YuLab-SMU / clusterProfiler

:bar_chart: A universal enrichment tool for interpreting omics data
https://yulab-smu.top/biomedical-knowledge-mining-book/
1k stars 252 forks source link

Can do kegg analysis for organisms not in KEGG supported organisms? #127

Open liuxianghui opened 6 years ago

liuxianghui commented 6 years ago

Dear GuangChuang: I have two bacteria organisms. Klebsiella pneumoniae Kp-1 (https://www.ncbi.nlm.nih.gov/nuccore/CP012883.1) and Pseudomans protegens Pf-5 (https://www.ncbi.nlm.nih.gov/nuccore/CP000076.1). Both are not supported in kegg. I want to do some kegg analysis for RNA-seq data for them. I tried to fins some annotation in eztaxon website. It contains information like KEGG ID. (could you kindly suggest other databases I can refer to download the annotations, better with GO and kegg pathway information?) The format of file looks like this (tab separated file)

CDS name Other name(s) EggNog ID Kegg ID Product Function Note Length Location
GCA_000465975.2_00001 ncd2|npd S:COG2070 K00459 Nitronate monooxygenase Flavoprotein; FMN; Monooxygenase; Oxidoreductase. Catalyzes the oxidation of alkyl nitronates to produce the corresponding carbonyl compounds and nitrites; Belongs to the nitronate monooxygenase family.; KEGG: kpu:KP1_2696 nitronate monooxygenase 1059 497..1555

I am thinking of pathway enrichment analysis for that. Since it is not supported, I can not use enrichKEGG. Can I still use universe classifier enricher to do that by providing mapping information of kegg pathway vs locusid? Of course I may need to convert the kegg_id to kegg_pathway id. Right? Please please kindly suggest,
Xianghui

Prerequisites

Describe you issue

Ask in right place

liuxianghui commented 6 years ago

Dear GuangChuang: Thank you for using the ko for analysis of organisms not existed in KEGG organisms. I works on bacteria and some are not in KEGG organisms and barely have any annotations... no GO and no KEGG... Anyway I can work it for KEGG pathway enrichment analysis. The only one limitation is when I try to plot the KEGG pathway with pathview. I am unable to put the correct fold change data on the map. I guess it is because we use K number. Multiple genes will have the same K number... Do you kindly have a solution for that?

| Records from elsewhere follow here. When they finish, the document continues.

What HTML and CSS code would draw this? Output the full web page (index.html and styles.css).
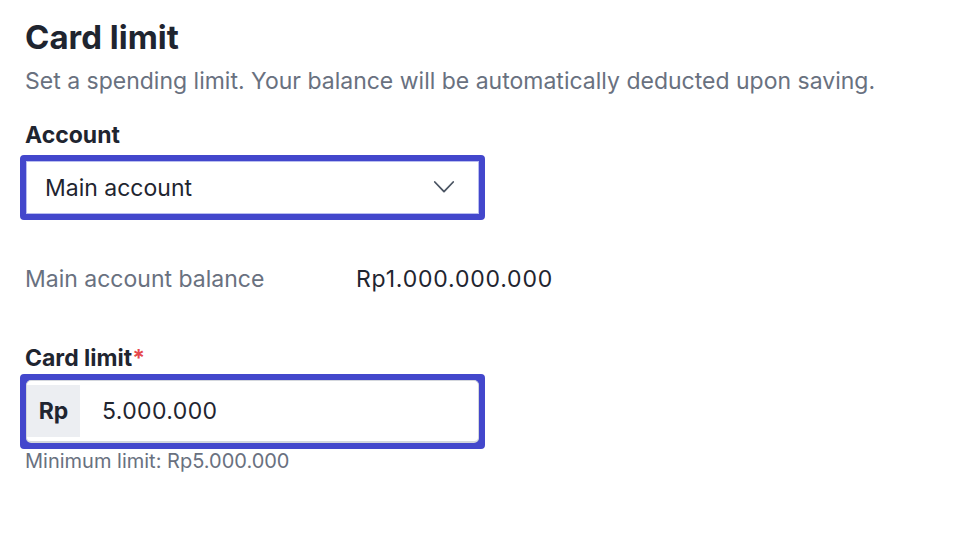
FILE: index.html
```html
<!DOCTYPE html>
<html lang="en">
<head>
<meta charset="utf-8">
<title>Card limit</title>
<link rel="stylesheet" href="styles.css">
</head>
<body>
<main class="page">
  <h1 class="title">Card limit</h1>
  <p class="subtitle">Set a spending limit. Your balance will be automatically deducted upon saving.</p>

  <div class="field">
    <label class="label label-account">Account</label>
    <div class="ring">
      <div class="select">
        <span class="select-value">Main account</span>
        <svg class="chevron" width="22" height="22" viewBox="0 0 22 22" fill="none">
          <path d="M1.8 5 L11 14.6 L20.2 5" stroke="#4b5563" stroke-width="1.8" stroke-linecap="round" stroke-linejoin="round"/>
        </svg>
      </div>
    </div>
  </div>

  <div class="balance">
    <span class="balance-label">Main account balance</span>
    <span class="balance-value">Rp1.000.000.000</span>
  </div>

  <div class="field">
    <label class="label label-limit">Card limit<span class="req">*</span></label>
    <div class="ring">
      <div class="input">
        <span class="prefix">Rp</span>
        <span class="input-value">5.000.000</span>
      </div>
    </div>
    <p class="help">Minimum limit: Rp5.000.000</p>
  </div>
</main>
</body>
</html>
```
FILE: styles.css
```css
html, body {
  margin: 0;
  padding: 0;
  background: #ffffff;
}
body {
  font-family: Inter, "Noto Sans", sans-serif;
  color: #1f2530;
}
.page {
  padding: 17px 20px 0 20px;
}
.title {
  margin: 0 0 0 5px;
  font-size: 33px;
  font-weight: 700;
  line-height: 40px;
  color: #1f2530;
}
.subtitle {
  margin: 9px 0 0 5px;
  font-size: 23px;
  line-height: 30px;
  color: #69717f;
}
.field {
  width: 465px;
}
.label {
  display: block;
  margin-left: 5px;
  font-size: 23px;
  font-weight: 700;
  line-height: 30px;
  color: #1f2530;
}
.label-account {
  margin-top: 24px;
  margin-bottom: 5px;
}
.label-limit {
  margin-top: 49px;
  margin-bottom: 1px;
}
.req {
  color: #e5484d;
}
.ring {
  border: 6px solid #4347cc;
  border-radius: 4px;
  background: #4347cc;
}
.select {
  display: flex;
  align-items: center;
  justify-content: space-between;
  height: 51px;
  padding: 0 23px 0 18px;
  background: #ffffff;
  border: 1px solid #b9bdf0;
}
.select-value {
  font-size: 23px;
  color: #1f2530;
}
.chevron {
  display: block;
}
.balance {
  display: flex;
  align-items: center;
  margin: 44px 0 0 5px;
  font-size: 23px;
  line-height: 30px;
}
.balance-label {
  width: 331px;
  color: #69717f;
}
.balance-value {
  color: #1f2530;
  letter-spacing: 0.8px;
}
.input {
  display: flex;
  align-items: stretch;
  height: 63px;
  box-sizing: border-box;
  background: #ffffff;
  border: 1px solid #d4d7dd;
  border-bottom-width: 2px;
  border-radius: 5px;
  padding: 4px 0 4px 0;
}
.prefix {
  display: flex;
  align-items: center;
  justify-content: center;
  width: 53px;
  background: #eceef2;
  font-size: 23px;
  font-weight: 700;
  color: #1f2530;
}
.input-value {
  display: flex;
  align-items: center;
  padding-left: 22px;
  font-size: 23px;
  color: #1f2530;
  letter-spacing: 0.4px;
}
.help {
  margin: 0 0 0 5px;
  font-size: 20px;
  line-height: 24px;
  color: #69717f;
}
```
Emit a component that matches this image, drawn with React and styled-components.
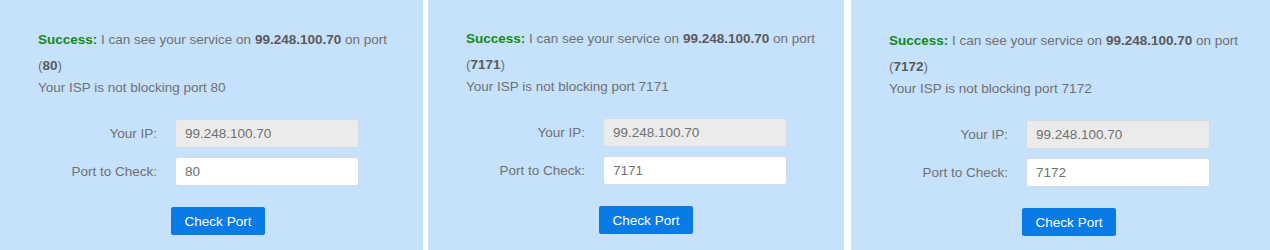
import React from "react";
import styled, { createGlobalStyle } from "styled-components";

const Global = createGlobalStyle`
  html, body { margin: 0; padding: 0; background: #ffffff; }
  body { font-family: "Liberation Sans", Arial, sans-serif; }
`;

const Strip = styled.div`
  display: flex;
  width: 1270px;
  height: 250px;
  background: #ffffff;
  overflow: hidden;
`;

const Panel = styled.section`
  box-sizing: border-box;
  width: ${(p) => p.$w}px;
  margin-left: ${(p) => p.$gap}px;
  height: 250px;
  flex: none;
  background: #c6e1fc;
  padding: ${(p) => p.$top}px 0 0 38px;
  font-size: 13.5px;
  color: #707070;
`;

const Message = styled.p`
  margin: 0;
  width: 362px;
  line-height: 26px;
`;

const Good = styled.strong`
  color: #138a13;
  font-weight: bold;
`;

const Strong = styled.strong`
  color: #5a5a5a;
  font-weight: bold;
`;

const Note = styled.p`
  margin: 0;
  line-height: 18px;
`;

const Form = styled.form`
  margin: 22px 0 0 0;
  display: grid;
  grid-template-columns: 119px 184px;
  column-gap: 18px;
  row-gap: 9px;
  align-items: center;
`;

const Label = styled.label`
  text-align: right;
  color: #707070;
`;

const Field = styled.input`
  box-sizing: border-box;
  height: 29px;
  width: 184px;
  border: 1px solid #d3dbe3;
  border-radius: 3px;
  padding: 0 9px;
  font: inherit;
  font-size: 13.5px;
  color: #707070;
  background: ${(p) => (p.readOnly ? "#ebebeb" : "#ffffff")};
  outline: none;
`;

const Button = styled.button`
  margin: 21px 0 0 133px;
  box-sizing: border-box;
  width: 94px;
  height: 28px;
  border: none;
  border-radius: 2px;
  background: #0a7ae6;
  color: #ffffff;
  font-family: "Liberation Sans", Arial, sans-serif;
  font-size: 13.5px;
  padding: 0;
  cursor: pointer;
`;

const panels = [
  { port: "80", w: 423, gap: 0, top: 27 },
  { port: "7171", w: 416, gap: 5, top: 26 },
  { port: "7172", w: 419, gap: 7, top: 28 },
];

const ip = "99.248.100.70";

function PortPanel({ port, w, gap, top }) {
  return (
    <Panel $w={w} $gap={gap} $top={top}>
      <Message>
        <Good>Success:</Good> I can see your service on <Strong>{ip}</Strong> on port ({""}
        <Strong>{port}</Strong>)
      </Message>
      <Note>Your ISP is not blocking port {port}</Note>
      <Form onSubmit={(e) => e.preventDefault()}>
        <Label>Your IP:</Label>
        <Field readOnly defaultValue={ip} />
        <Label>Port to Check:</Label>
        <Field defaultValue={port} />
      </Form>
      <Button type="button">Check Port</Button>
    </Panel>
  );
}

export default function App() {
  return (
    <>
      <Global />
      <Strip>
        {panels.map((p) => (
          <PortPanel key={p.port} {...p} />
        ))}
      </Strip>
    </>
  );
}
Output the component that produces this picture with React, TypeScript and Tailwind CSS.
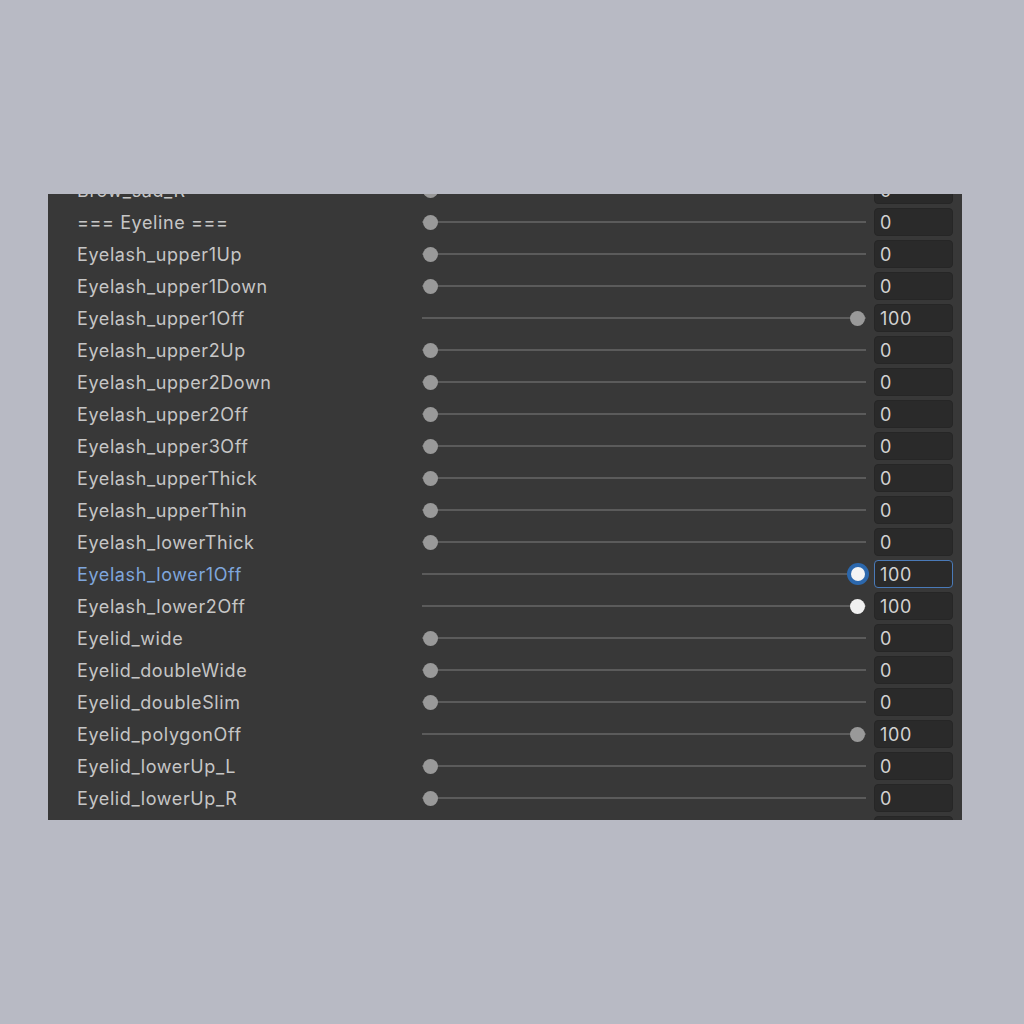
const rows: Array<{ name: string; value: number; state?: "active" | "hover" }> = [
  { name: "Brow_sad_R", value: 0 },
  { name: "=== Eyeline ===", value: 0 },
  { name: "Eyelash_upper1Up", value: 0 },
  { name: "Eyelash_upper1Down", value: 0 },
  { name: "Eyelash_upper1Off", value: 100 },
  { name: "Eyelash_upper2Up", value: 0 },
  { name: "Eyelash_upper2Down", value: 0 },
  { name: "Eyelash_upper2Off", value: 0 },
  { name: "Eyelash_upper3Off", value: 0 },
  { name: "Eyelash_upperThick", value: 0 },
  { name: "Eyelash_upperThin", value: 0 },
  { name: "Eyelash_lowerThick", value: 0 },
  { name: "Eyelash_lower1Off", value: 100, state: "active" },
  { name: "Eyelash_lower2Off", value: 100, state: "hover" },
  { name: "Eyelid_wide", value: 0 },
  { name: "Eyelid_doubleWide", value: 0 },
  { name: "Eyelid_doubleSlim", value: 0 },
  { name: "Eyelid_polygonOff", value: 100 },
  { name: "Eyelid_lowerUp_L", value: 0 },
  { name: "Eyelid_lowerUp_R", value: 0 },
  { name: "Eyelid_lowerDown_L", value: 0 },
];

function Slider({ value, state }: { value: number; state?: "active" | "hover" }) {
  const left = (value / 100) * 427;
  return (
    <div className="relative h-8 w-[444px]">
      <div className="absolute left-0 right-0 top-[15px] h-[2px] bg-[#5b5b5b]" />
      {state === "active" ? (
        <div
          className="absolute top-[5px] flex h-[22px] w-[22px] items-center justify-center rounded-full bg-[#2c68ad]"
          style={{ left: left + 1 - 3.5 }}
        >
          <div className="h-[14px] w-[14px] rounded-full bg-[#f4f4f4]" />
        </div>
      ) : (
        <div
          className={`absolute top-[8.5px] h-[15px] w-[15px] rounded-full ${state === "hover" ? "bg-[#f0f0f0]" : "bg-[#999999]"}`}
          style={{ left: left + 1 }}
        />
      )}
    </div>
  );
}

export default function App() {
  return (
    <div className="flex h-[1024px] w-[1024px] items-start bg-[#b8bac4] pl-[48px] pt-[194px] font-['Inter','Liberation_Sans',sans-serif]">
      <div className="h-[626px] w-[914px] overflow-hidden bg-[#383838]">
        <div className="-mt-[20px] flex flex-col">
          {rows.map((row) => (
            <div key={row.name} className="flex h-8 items-center">
              <div
                className={`w-[374px] shrink-0 pl-[29px] pt-[2px] text-[18px] leading-none tracking-[0.6px] ${row.state === "active" ? "text-[#7fa6dc]" : "text-[#c6c6c6]"}`}
              >
                {row.name}
              </div>
              <Slider value={row.value} state={row.state} />
              <div
                className={`ml-[8px] flex h-[28px] w-[79px] items-center rounded-[4px] border px-[5px] pt-[2px] text-[18px] leading-none tracking-[0.6px] text-[#d2d2d2] ${row.state === "active" ? "border-[#4a7ab8] bg-[#2a2a2a]" : "border-[#262626] bg-[#2a2a2a]"}`}
              >
                {row.value}
              </div>
            </div>
          ))}
        </div>
      </div>
    </div>
  );
}
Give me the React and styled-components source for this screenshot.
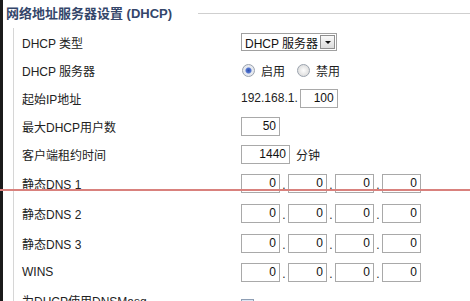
import React from 'react';
import styled, { createGlobalStyle } from 'styled-components';

const GlobalStyles = createGlobalStyle`
    html, body {
        margin: 0;
        padding: 0;
        background: #fff;
        font-family: "Liberation Sans", "Noto Sans CJK SC", sans-serif;
        font-size: 12px;
        color: #1e1e1e;
    }
`;

const Page = styled.div`
    position: relative;
    display: flex;
    width: 470px;
    height: 301px;
    overflow: hidden;
    background: #fff;
`;

const DarkEdge = styled.div`
    width: 3px;
    flex-shrink: 0;
    background: #1b1b1b;
`;

const Main = styled.div`
    flex: 1;
    padding-left: 3px;
`;

const Header = styled.div`
    display: flex;
    align-items: center;
    height: 28px;
    gap: 26px;
`;

const Title = styled.h2`
    margin: 0;
    font-size: 13px;
    font-weight: bold;
    color: #34466a;
    white-space: nowrap;
    line-height: 16px;
`;

const Rule = styled.div`
    flex: 1;
    height: 1px;
    background: #cfcfcf;
    margin-top: -2px;
`;

const Body = styled.div`
    margin-left: 7px;
    border-left: 1px solid #d6d6d6;
    padding-left: 8px;
`;

const Row = styled.div`
    display: grid;
    grid-template-columns: 219px auto;
    align-items: center;
    height: ${(p) => p.$h || 28}px;
`;

const Label = styled.span`
    white-space: nowrap;
    color: #222;
`;

const Controls = styled.div`
    display: flex;
    align-items: center;
    white-space: nowrap;
`;

const Box = styled.input`
    box-sizing: border-box;
    width: ${(p) => p.$w || 39}px;
    height: 19px;
    border: 1px solid #a9a9a9;
    padding: 0 3px 0 0;
    margin: 0;
    font-family: "Liberation Sans", sans-serif;
    font-size: 12px;
    text-align: right;
    color: #111;
    background: #fff;
    outline: none;
`;

const Dot = styled.span`
    width: 8px;
    text-align: center;
    padding-top: 4px;
`;

const Unit = styled.span`
    margin-left: ${(p) => p.$ml || 6}px;
`;

const Select = styled.div`
    box-sizing: border-box;
    display: flex;
    align-items: center;
    width: 96px;
    height: 18px;
    border: 1px solid #a0a0a0;
    padding: 1px;
`;

const SelectText = styled.span`
    flex: 1;
    padding-left: 2px;
    color: #111;
`;

const SelectButton = styled.span`
    box-sizing: border-box;
    width: 15px;
    height: 14px;
    border: 1px solid #8f8f8f;
    background: linear-gradient(#fafafa, #dcdcdc);
    display: flex;
    align-items: center;
    justify-content: center;
`;

const Arrow = styled.span`
    width: 0;
    height: 0;
    border-left: 3px solid transparent;
    border-right: 3px solid transparent;
    border-top: 3px solid #111;
`;

const RadioItem = styled.label`
    display: flex;
    align-items: center;
    gap: 6px;
    margin-right: 12px;
    margin-left: ${(p) => p.$ml || 0}px;
`;

const RadioCircle = styled.span`
    box-sizing: border-box;
    width: 13px;
    height: 13px;
    border-radius: 50%;
    border: 1px solid #9aa2ad;
    background: radial-gradient(circle, ${(p) => (p.$on ? '#2c4fb0 0, #5577d0 2.5px, #e6e9ef 3.5px' : '#fdfdfd 0, #e2e2e2 5px')});
    display: inline-block;
`;

const Check = styled.span`
    box-sizing: border-box;
    width: 13px;
    height: 13px;
    border: 1px solid #8e9eb4;
    background: #dbe6f4;
    display: flex;
    align-items: center;
    justify-content: center;
    margin-top: 10px;
`;

const RedLine = styled.div`
    position: absolute;
    left: 0;
    right: 0;
    top: 189px;
    height: 2px;
    background: #d9817d;
`;

const ip = ['0', '0', '0', '0'];

const IpFields = () => (
    <Controls>
        {ip.map((v, i) => (
            <React.Fragment key={i}>
                {i > 0 && <Dot>.</Dot>}
                <Box readOnly value={v} />
            </React.Fragment>
        ))}
    </Controls>
);

const App = () => {
    return (
        <>
            <GlobalStyles />
            <Page>
                <DarkEdge />
                <Main>
                    <Header>
                        <Title>网络地址服务器设置 (DHCP)</Title>
                        <Rule />
                    </Header>
                    <Body>
                        <Row>
                            <Label>DHCP 类型</Label>
                            <Select>
                                <SelectText>DHCP 服务器</SelectText>
                                <SelectButton><Arrow /></SelectButton>
                            </Select>
                        </Row>
                        <Row>
                            <Label>DHCP 服务器</Label>
                            <Controls>
                                <RadioItem $ml={1}><RadioCircle $on />启用</RadioItem>
                                <RadioItem><RadioCircle />禁用</RadioItem>
                            </Controls>
                        </Row>
                        <Row>
                            <Label>起始IP地址</Label>
                            <Controls>
                                <span>192.168.1.</span>
                                <Unit $ml={2} />
                                <Box readOnly value="100" $w={38} />
                            </Controls>
                        </Row>
                        <Row>
                            <Label>最大DHCP用户数</Label>
                            <Controls>
                                <Box readOnly value="50" />
                            </Controls>
                        </Row>
                        <Row>
                            <Label>客户端租约时间</Label>
                            <Controls>
                                <Box readOnly value="1440" $w={49} />
                                <Unit>分钟</Unit>
                            </Controls>
                        </Row>
                        <Row $h={30}>
                            <Label>静态DNS 1</Label>
                            <IpFields />
                        </Row>
                        <Row $h={30}>
                            <Label>静态DNS 2</Label>
                            <IpFields />
                        </Row>
                        <Row $h={30}>
                            <Label>静态DNS 3</Label>
                            <IpFields />
                        </Row>
                        <Row>
                            <Label>WINS</Label>
                            <IpFields />
                        </Row>
                        <Row>
                            <Label>为DHCP使用DNSMasq</Label>
                            <Controls>
                                <Check>
                                    <svg width="9" height="9" viewBox="0 0 9 9">
                                        <path d="M1 4.5 L3.5 7 L8 1.5" stroke="#2a3f73" strokeWidth="1.6" fill="none" />
                                    </svg>
                                </Check>
                            </Controls>
                        </Row>
                    </Body>
                </Main>
                <RedLine />
            </Page>
        </>
    );
};

export default App;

brightbio commented 6 years ago

using enricher to perform GO analysis. see https://guangchuangyu.github.io/2015/05/use-clusterprofiler-as-an-universal-enrichment-analysis-tool.

Stepmata commented 4 years ago

Dear GuangChuang: Thank you for using the ko for analysis of organisms not existed in KEGG organisms. I works on bacteria and some are not in KEGG organisms and barely have any annotations... no GO and no KEGG... Anyway I can work it for KEGG pathway enrichment analysis. The only one limitation is when I try to plot the KEGG pathway with pathview. I am unable to put the correct fold change data on the map. I guess it is because we use K number. Multiple genes will have the same K number... Do you kindly have a solution for that?

Hi! I'm trying to use clusterprofiler to make my kegg enrichment analysis from a data set of a non-model organism, and when a make the analysis with enrichKEGG( ) function a get this error message: ca_kegg <- enrichKEGG(ca_list, organism = 'ko', keyType = 'kegg', universe = BBRB_KEGG, pAdjustMethod = "BH") --> No gene can be mapped.... --> Expected input gene ID: K00895,K01810,K21622,K16370,K15779,K01218 --> return NULL...

In this case ca_list is my list of DE gene ID's and BBRB_KEGG is a dataframe of two columns with gene ID's and KEGG annotations that I get with Trinotate.

How could I solve this problem and what means that "gene can be mapped"? Thank you!